An editing principle showing that meaning emerges from the juxtaposition of two shots more than from either shot alone.

In depth

Lev Kuleshov showed a shot of an actor with a neutral expression. When followed by a bowl of soup, audiences said he looked hungry. When followed by a coffin, they said he looked sad. It proves that editing creates emotional context.

Example

Alfred Hitchcock's famous demonstration of how a smile usually looks kind, but looks creepy if the next shot is a baby.

Origin and history

Lev Kuleshov was a Soviet filmmaker and theorist who, around 1918, conducted a series of experiments at the Moscow Film School demonstrating that audiences project emotional context onto faces based purely on what is cut next to them. His findings became foundational to Soviet montage theory and influenced filmmakers from Sergei Eisenstein to Alfred Hitchcock, who frequently demonstrated the effect in his interviews and lectures.

Why filmmakers use it

The Kuleshov Effect is the experimental proof behind nearly every editing decision in cinema. It is why a reaction shot works without dialogue, why a thriller can build tension purely through cutting, and why a comedy joke lands when its punchline is in the cut rather than the line.
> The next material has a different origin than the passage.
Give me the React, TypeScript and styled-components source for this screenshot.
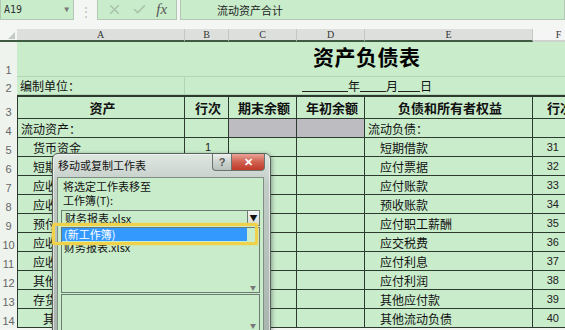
import React from "react";
import styled, { createGlobalStyle } from "styled-components";
import { X, Check } from "lucide-react";

const colour = {
  page: "#f3f6f3",
  cell: "#c9eccb",
  grid: "#b2d6b4",
  line: "#2d3a2f",
  head: "#dcdfdc",
  headLine: "#3f5c43",
  rowHead: "#eef3ee",
  grey: "#bdbcc0",
  boxBorder: "#b3c7b4",
  blue: "#3399ff",
  yellow: "#f0d24a",
};

const CJK = `"Noto Sans CJK SC", "Liberation Sans", sans-serif`;
const COLS = "17px 168px 44px 68px 68px 168px 52px";

const GlobalStyle = createGlobalStyle`
  * { box-sizing: border-box; }
  html, body { margin: 0; padding: 0; }
  body {
    width: 565px;
    height: 330px;
    overflow: hidden;
    background: ${colour.page};
    font-family: ${CJK};
    color: #111;
  }
`;

const Page = styled.div`
  position: relative;
  width: 565px;
  height: 330px;
  overflow: hidden;
  display: flex;
  flex-direction: column;
`;

/* ---------- formula bar ---------- */

const FormulaBar = styled.div`
  height: 20px;
  display: flex;
  align-items: stretch;
  margin-bottom: 9px;
`;

const Box = styled.div<{ $width?: number }>`
  ${(p) => (p.$width ? `width: ${p.$width}px;` : "flex: 1;")}
  background: ${colour.cell};
  border: 1px solid ${colour.boxBorder};
  border-top: none;
  display: flex;
  align-items: center;
`;

const NameBox = styled(Box)`
  justify-content: space-between;
  padding: 0 4px 0 3px;
  font-family: "DejaVu Sans Mono", monospace;
  font-size: 10px;
  color: #333;
`;

const Caret = styled.span`
  font-size: 8px;
  color: #777;
`;

const Grip = styled.div`
  width: 23px;
  display: flex;
  align-items: center;
  justify-content: center;
  color: #b9c2b9;
  font-size: 12px;
`;

const ActionBox = styled(Box)`
  justify-content: space-around;
  padding: 0 4px;
  margin-right: 3px;
`;

const Fx = styled.span`
  font-family: "Liberation Serif", serif;
  font-style: italic;
  font-size: 15px;
  color: #555;
`;

const FormulaText = styled(Box)`
  padding-left: 36px;
  font-size: 11px;
  color: #222;
`;

/* ---------- sheet ---------- */

const Sheet = styled.div`
  display: flex;
  flex-direction: column;
`;

const Row = styled.div<{ $height: number }>`
  display: grid;
  grid-template-columns: ${COLS};
  height: ${(p) => p.$height}px;
`;

const Corner = styled.div`
  background: ${colour.page};
  border-bottom: 2px solid ${colour.headLine};
  display: flex;
  align-items: flex-end;
  justify-content: flex-end;
  padding: 0 2px 1px 0;
`;

const ColHead = styled.div<{ $light?: boolean }>`
  background: ${(p) => (p.$light ? "#f4f5f4" : colour.head)};
  border-right: 1px solid #c4c8c4;
  border-bottom: 2px solid ${(p) => (p.$light ? "#cfd3cf" : colour.headLine)};
  font-family: "Liberation Serif", serif;
  font-size: 10px;
  color: #333;
  display: flex;
  align-items: center;
  justify-content: center;
`;

const RowHead = styled.div`
  background: ${colour.rowHead};
  font-family: "Liberation Sans", sans-serif;
  font-size: 11px;
  color: #666;
  display: flex;
  align-items: flex-end;
  justify-content: center;
  padding-bottom: 1px;
`;

const PlainCell = styled.div<{ $span?: number }>`
  grid-column: span ${(p) => p.$span ?? 1};
  background: ${colour.cell};
  border-right: 1px solid ${colour.grid};
  border-bottom: 1px solid ${colour.grid};
  font-size: 12px;
  padding-left: 3px;
  display: flex;
  align-items: center;
  white-space: nowrap;
`;

const Title = styled(PlainCell)`
  align-items: flex-end;
  padding: 0 0 5px 296px;
  font-size: 21px;
  font-weight: 700;
  letter-spacing: 0.5px;
  color: #000;
  border-right: none;
  overflow: hidden;
`;

const DateLine = styled(PlainCell)`
  padding-left: 117px;
  border-right: none;
  line-height: 14px;
`;

const Blank = styled.span<{ $width: number }>`
  display: inline-block;
  width: ${(p) => p.$width}px;
  border-bottom: 1px solid #222;
  height: 13px;
`;

const Cell = styled.div<{
  $align?: "left" | "center" | "right";
  $indent?: number;
  $pr?: number;
  $bold?: boolean;
  $fill?: string;
  $first?: boolean;
  $top?: boolean;
}>`
  background: ${(p) => p.$fill ?? colour.cell};
  border-right: 1px solid ${colour.line};
  border-bottom: 1px solid ${colour.line};
  ${(p) => (p.$first ? `border-left: 1px solid ${colour.line};` : "")}
  ${(p) => (p.$top ? `border-top: 2px solid ${colour.line};` : "")}
  display: flex;
  align-items: center;
  justify-content: ${(p) =>
    p.$align === "center" ? "center" : p.$align === "right" ? "flex-end" : "flex-start"};
  padding-left: ${(p) => 3 + (p.$indent ?? 0)}px;
  padding-right: ${(p) => p.$pr ?? 0}px;
  font-size: ${(p) => (p.$bold ? 13 : 12)}px;
  font-weight: ${(p) => (p.$bold ? 700 : 400)};
  white-space: nowrap;
  overflow: hidden;
`;

const Num = styled(Cell)`
  font-family: "Liberation Sans", sans-serif;
  font-size: 11px;
  color: #222;
`;

/* ---------- dialog ---------- */

const Dialog = styled.div`
  position: absolute;
  left: 52px;
  top: 153px;
  width: 219px;
  height: 190px;
  border: 1px solid #56625b;
  border-radius: 6px 6px 0 0;
  background: linear-gradient(#dfe7e1, #c3ccc7 30px, #a9b3ae);
  box-shadow: inset 0 0 0 1px rgba(255, 255, 255, 0.55), 1px 1px 4px rgba(0, 0, 0, 0.35);
  display: flex;
  flex-direction: column;
  padding: 0 6px 0 4px;
`;

const TitleBar = styled.div`
  height: 23px;
  display: flex;
  align-items: flex-start;
  justify-content: space-between;
  font-size: 11px;
  line-height: 14px;
  color: #111;
`;

const TitleText = styled.span`
  padding: 4px 0 0 1px;
`;

const Buttons = styled.div`
  display: flex;
  margin-right: -1px;
`;

const FrameButton = styled.div<{ $close?: boolean }>`
  width: ${(p) => (p.$close ? 33 : 20)}px;
  height: 17px;
  border: 1px solid #6b7570;
  border-top: none;
  ${(p) => (p.$close ? "border-left: none; border-radius: 0 0 4px 0;" : "border-radius: 0 0 0 4px;")}
  background: ${(p) =>
    p.$close
      ? "linear-gradient(#e8a497, #d0604f 50%, #c03a28)"
      : "linear-gradient(#eef1ef, #cdd4d0 50%, #b8c1bc)"};
  color: ${(p) => (p.$close ? "#fff" : "#555")};
  font-family: "Liberation Sans", sans-serif;
  font-size: 11px;
  font-weight: 700;
  display: flex;
  align-items: center;
  justify-content: center;
`;

const Panel = styled.div`
  flex: 1;
  background: ${colour.cell};
  border: 1px solid #7f8d85;
  padding: 1px 3px 0 3px;
  display: flex;
  flex-direction: column;
  font-size: 11px;
`;

const Label = styled.div`
  height: 14px;
  line-height: 14px;
  padding-left: 2px;
`;

const Combo = styled.div`
  margin-top: 3px;
  height: 16px;
  line-height: 14px;
  border: 1px solid #6d7c72;
  display: flex;
  align-items: center;
  justify-content: space-between;
  padding-left: 3px;
`;

const ComboArrow = styled.div`
  width: 12px;
  height: 14px;
  border-left: 1px solid #6d7c72;
  background: linear-gradient(#f2f5f3, #d6dcd8);
  display: flex;
  align-items: center;
  justify-content: center;
  font-size: 8px;
  color: #111;
`;

const ListBox = styled.div<{ $height: number }>`
  position: relative;
  height: ${(p) => p.$height}px;
  border: 1px solid #6d7c72;
  margin-top: 1px;
  padding-right: 12px;
  display: flex;
  flex-direction: column;
`;

const ListItem = styled.div<{ $selected?: boolean }>`
  height: 13px;
  line-height: 13px;
  padding-left: 2px;
  font-size: 11px;
  background: ${(p) => (p.$selected ? colour.blue : "transparent")};
  color: ${(p) => (p.$selected ? "#fff" : "#111")};
`;

const ScrollArrow = styled.span<{ $bottom?: number }>`
  position: absolute;
  right: 3px;
  bottom: ${(p) => p.$bottom ?? 1}px;
  font-size: 6px;
  line-height: 6px;
  color: #777;
`;

const Highlight = styled.div`
  position: absolute;
  left: 52px;
  top: 223px;
  width: 206px;
  height: 22px;
  border: 3px solid ${colour.yellow};
  border-radius: 2px;
  box-shadow: 0 0 2px rgba(240, 210, 74, 0.7);
`;

/* ---------- data ---------- */

type Line = { left: string; lIndent: number; b?: string; right: string; rIndent: number; f?: string; grey?: boolean };

const lines: Line[] = [
  { left: "流动资产：", lIndent: 0, right: "流动负债：", rIndent: 0, grey: true },
  { left: "货币资金", lIndent: 12, b: "1", right: "短期借款", rIndent: 12, f: "31" },
  { left: "短期投资", lIndent: 12, b: "2", right: "应付票据", rIndent: 12, f: "32" },
  { left: "应收票据", lIndent: 12, b: "3", right: "应付账款", rIndent: 12, f: "33" },
  { left: "应收账款", lIndent: 12, b: "4", right: "预收账款", rIndent: 12, f: "34" },
  { left: "预付账款", lIndent: 12, b: "5", right: "应付职工薪酬", rIndent: 12, f: "35" },
  { left: "应收股利", lIndent: 12, b: "6", right: "应交税费", rIndent: 12, f: "36" },
  { left: "应收利息", lIndent: 12, b: "7", right: "应付利息", rIndent: 12, f: "37" },
  { left: "其他应收款", lIndent: 12, b: "8", right: "应付利润", rIndent: 12, f: "38" },
  { left: "存货", lIndent: 12, b: "9", right: "其他应付款", rIndent: 12, f: "39" },
  { left: "其中：原材料", lIndent: 22, b: "10", right: "其他流动负债", rIndent: 12, f: "40" },
];

const columns = ["A", "B", "C", "D", "E", "F"];

export default function App() {
  return (
    <Page>
      <GlobalStyle />
      <FormulaBar>
        <NameBox $width={74}>
          A19
          <Caret>▼</Caret>
        </NameBox>
        <Grip>⋮</Grip>
        <ActionBox $width={80}>
          <X size={15} color="#a9c2aa" strokeWidth={2.5} />
          <Check size={15} color="#a9c2aa" strokeWidth={2.5} />
          <Fx>fx</Fx>
        </ActionBox>
        <FormulaText>流动资产合计</FormulaText>
      </FormulaBar>

      <Sheet>
        <Row $height={13}>
          <Corner>
            <svg width="7" height="7" viewBox="0 0 7 7">
              <polygon points="7,0 7,7 0,7" fill="#c5c9c5" />
            </svg>
          </Corner>
          {columns.map((c) => (
            <ColHead key={c} $light={c === "F"}>
              {c}
            </ColHead>
          ))}
        </Row>

        <Row $height={35}>
          <RowHead>1</RowHead>
          <Title $span={6}>资产负债表</Title>
        </Row>

        <Row $height={18}>
          <RowHead>2</RowHead>
          <PlainCell>编制单位：</PlainCell>
          <DateLine $span={5}>
            <Blank $width={46} />年<Blank $width={26} />月<Blank $width={22} />日
          </DateLine>
        </Row>

        <Row $height={24}>
          <RowHead>3</RowHead>
          <Cell $top $first $bold $align="center">资产</Cell>
          <Cell $top $bold $align="center">行次</Cell>
          <Cell $top $bold $align="center">期末余额</Cell>
          <Cell $top $bold $align="center">年初余额</Cell>
          <Cell $top $bold $align="center">负债和所有者权益</Cell>
          <Cell $top $bold $align="center">行次</Cell>
        </Row>

        {lines.map((l, i) => (
          <Row $height={19} key={i}>
            <RowHead>{i + 4}</RowHead>
            <Cell $first $indent={l.lIndent}>{l.left}</Cell>
            <Num $align="center">{l.b}</Num>
            <Cell $fill={l.grey ? colour.grey : undefined} />
            <Cell $fill={l.grey ? colour.grey : undefined} />
            <Cell $indent={l.rIndent}>{l.right}</Cell>
            <Num $align="right" $pr={25}>{l.f}</Num>
          </Row>
        ))}
      </Sheet>

      <Dialog>
        <TitleBar>
          <TitleText>移动或复制工作表</TitleText>
          <Buttons>
            <FrameButton>?</FrameButton>
            <FrameButton $close>✕</FrameButton>
          </Buttons>
        </TitleBar>
        <Panel>
          <Label>将选定工作表移至</Label>
          <Label>工作簿(T):</Label>
          <Combo>
            财务报表.xlsx
            <ComboArrow>▼</ComboArrow>
          </Combo>
          <ListBox $height={66}>
            <ListItem $selected>(新工作簿)</ListItem>
            <ListItem>财务报表.xlsx</ListItem>
            <ScrollArrow>▼</ScrollArrow>
          </ListBox>
          <ListBox $height={40}>
            <ScrollArrow $bottom={4}>▼</ScrollArrow>
          </ListBox>
        </Panel>
      </Dialog>
      <Highlight />
    </Page>
  );
}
Editors think in Kuleshov terms whether or not they name the principle: every juxtaposition is a meaning being made.

More examples in cinema

  • In 'Rear Window,' Hitchcock builds Jeff's sympathy or suspicion of neighbors entirely through what we cut to after his face.
  • The shower scene in 'Psycho' assembles its horror primarily through cuts; the violence itself is implied between frames.